Houston Chronicle: Don’t mess with the Texas electricity market


Our friend Matt Welch with Conservative Texans for Energy Innovation makes a strong case in the following commentary for the ability of competitive markets to respond to peak demand periods through real-time pricing better than capacity markets. You can find the original in the Oct. 24 edition of The Houston Chronicle.

Given the rhetoric centered around electricity in Texas this summer, one could be forgiven for thinking that the sky, or at least the power lines, were literally falling down. So far, the Texas electricity grid has been described as communist, drunk and a game of chance, just to name a few of the more polite jabs.

The truth is that the most efficient, transparent and competitive electricity market in the world operated beautifully this summer, as true markets do when given the chance. Yes, it got hot this summer, like it always does, and yes, prices in the wholesale electricity market got high, very high!

But any freshman taking Economics 101 can tell you that when supply and demand get tight, the correct market response is for prices to go up. Similarly, when electricity market prices go up, that sends a signal that power is valuable and worth investing in.

Some folks are pointing to the high prices this summer and saying that something is broken. But that is not the case. On the contrary, that is how the Texas electricity market is intended to work. The Texas grid operates as an energy-only market which means that power plants generally are only paid when they produce energy. There are other electricity markets that pay power plants to simply be there, even if they are never called upon. But that is not how we do things in Texas.

Given Texas’ market structure, power plants — particularly plants that run only a few hundred hours or less per year when demand gets really tight — rely on those few high-priced hours to make enough money to stay in business. These high-priced hours are a purposefully designed feature of the Texas market. They encourage companies to invest and make sure Texans aren’t paying them for nothing.

Texas consumers rarely notice the workings of the wholesale market, and most simply pay a flat rate for electricity no matter what time of year or day. The quiet efficiency of Texas’ wholesale market is the reason prices in Texas generally are low and have been for a while, which is good for Texas business and consumers alike.

A few long-term trends came together this year to give us the summer that we had. First, the decade-old fracking revolution has driven down the cost of natural gas, and because such a large share of electricity in Texas is generated by gas-fired plants, the gas glut created lower wholesale market prices. In fact, a 2016 study showed that about 90 percent of the cost declines in the Texas electricity market were due to persistently low natural gas prices.
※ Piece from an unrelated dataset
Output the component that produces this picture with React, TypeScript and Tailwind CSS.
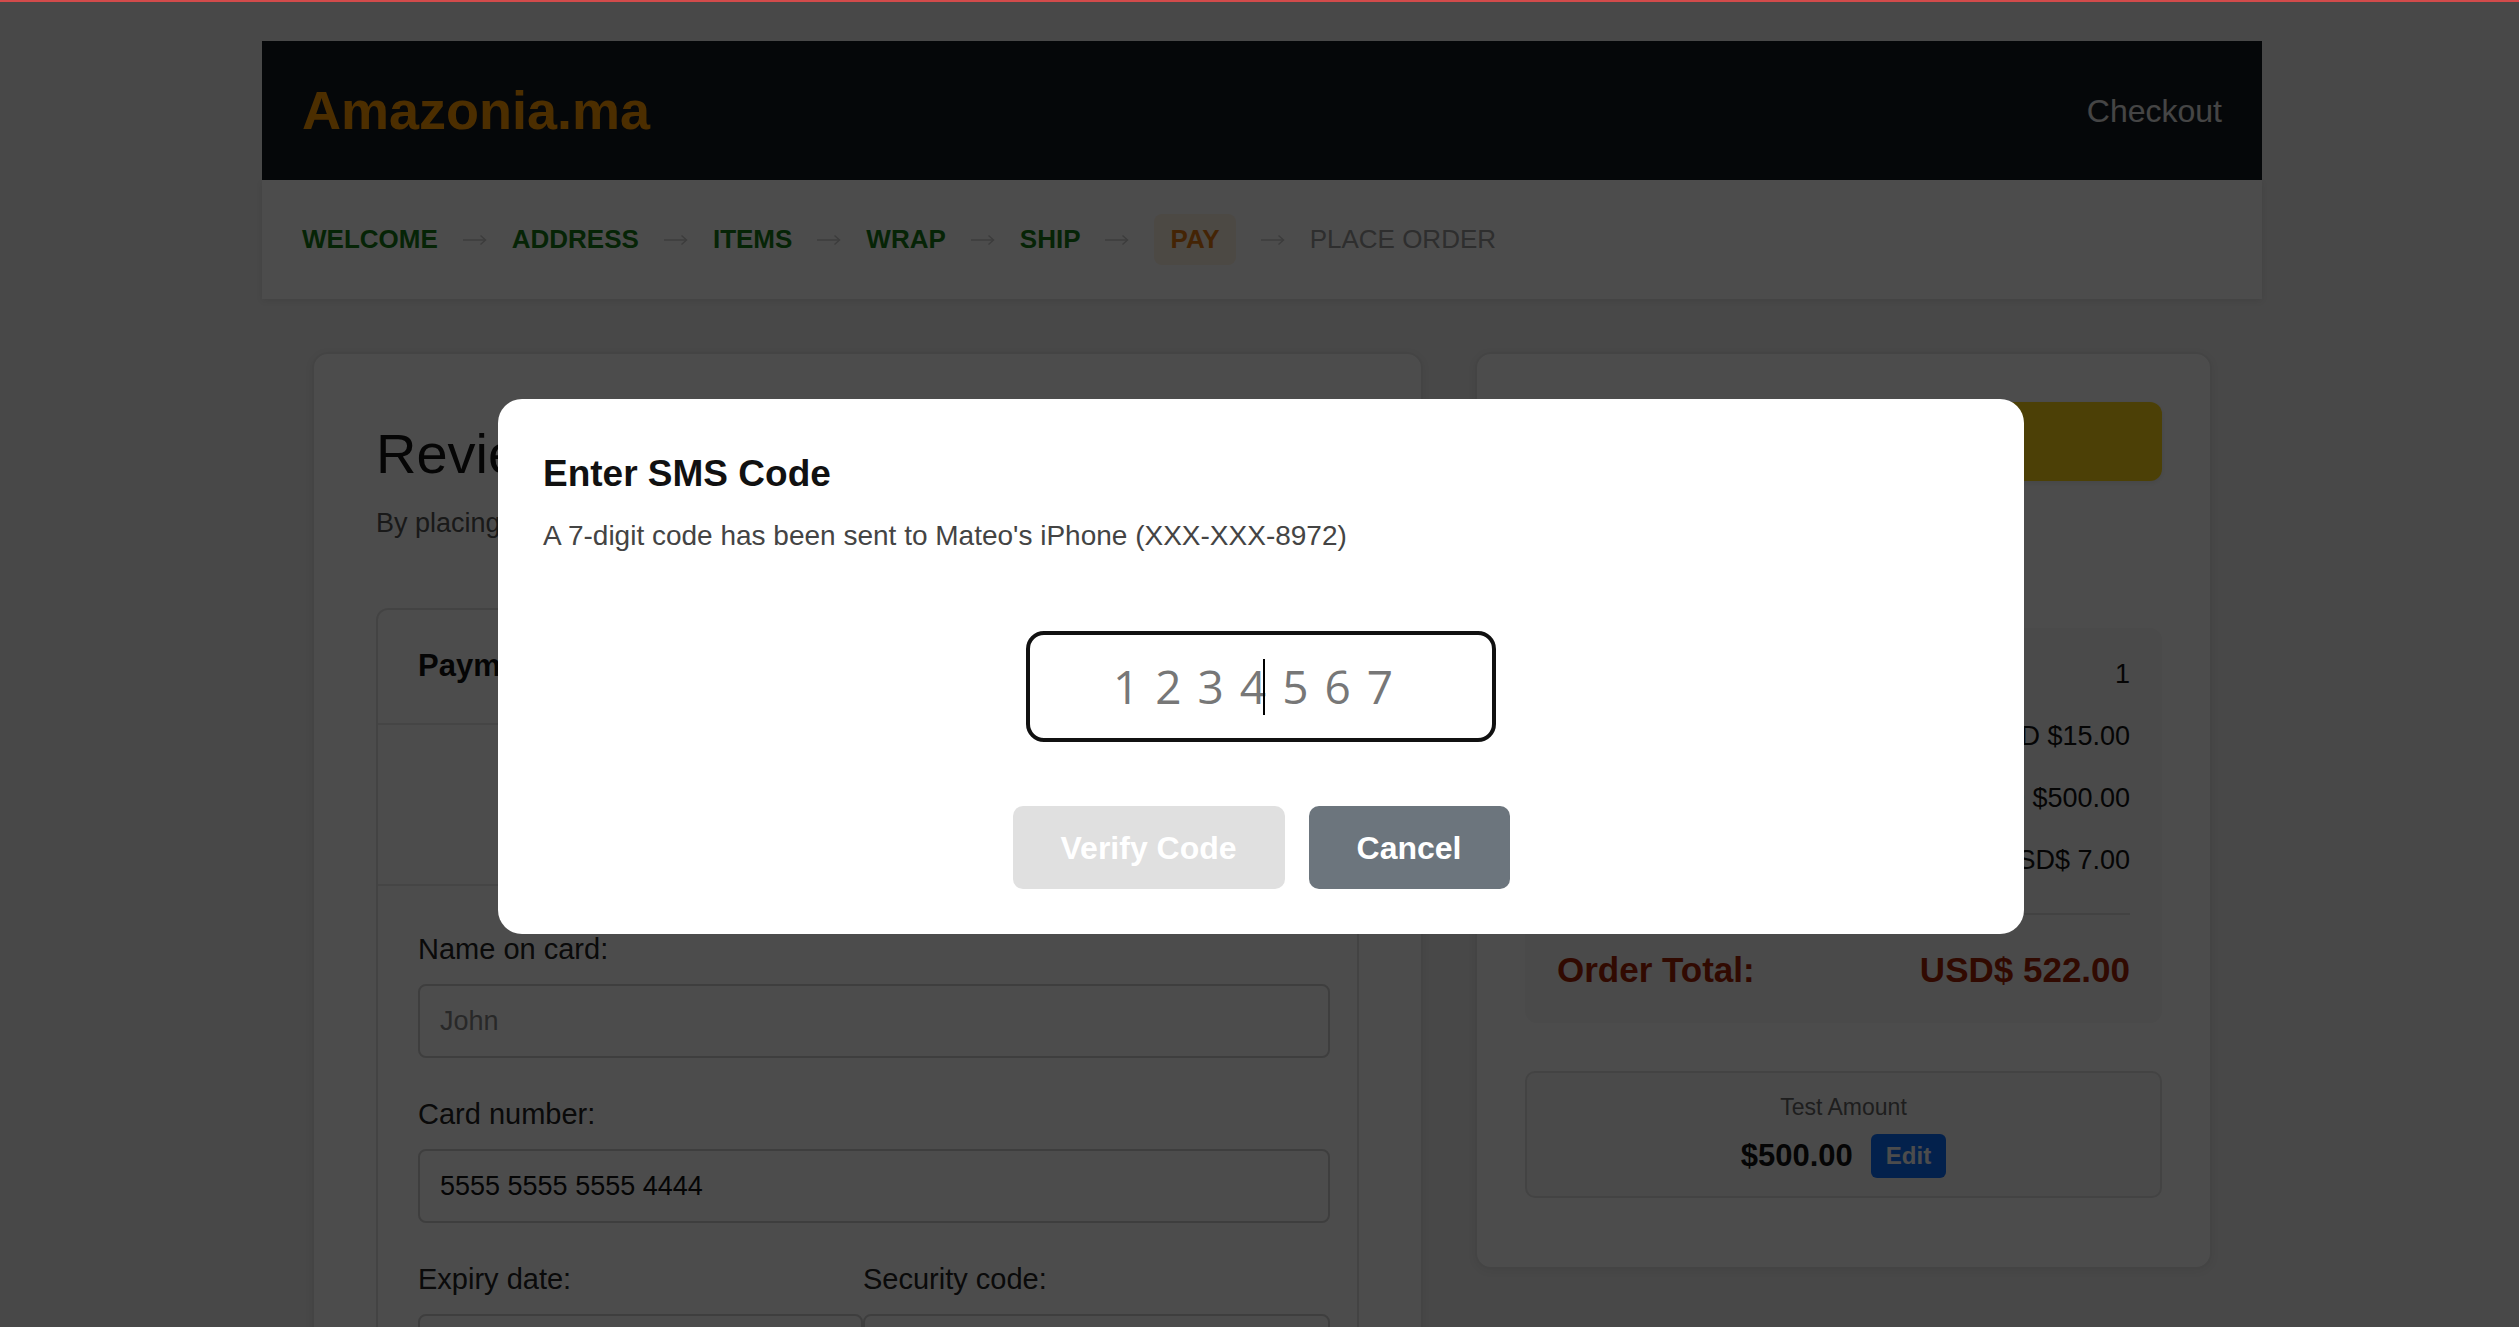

These lower prices meant that some older, less competitive generation assets — especially coal and older gas plants — have retired. This turnover is good for the system; it means newer, more efficient, cleaner, and cheaper resources are able to take their place.

The retired plants were relics of a bygone era when we had to build massive power plants to achieve economies of scale to make their electricity cheap. These days, we build them smaller which makes them easier to finance. While retirements of old plants reduce electricity capacity, new plants often add it back. Investments in new-generation resources do not happen overnight, so we may be a bit short at times, but any shortage should be temporary. For example, by next summer, ERCOT’s reserve margin (the buffer of excess electricity available over projected peak demand) is scheduled to be much larger than it was this past summer because of new energy source projects coming online.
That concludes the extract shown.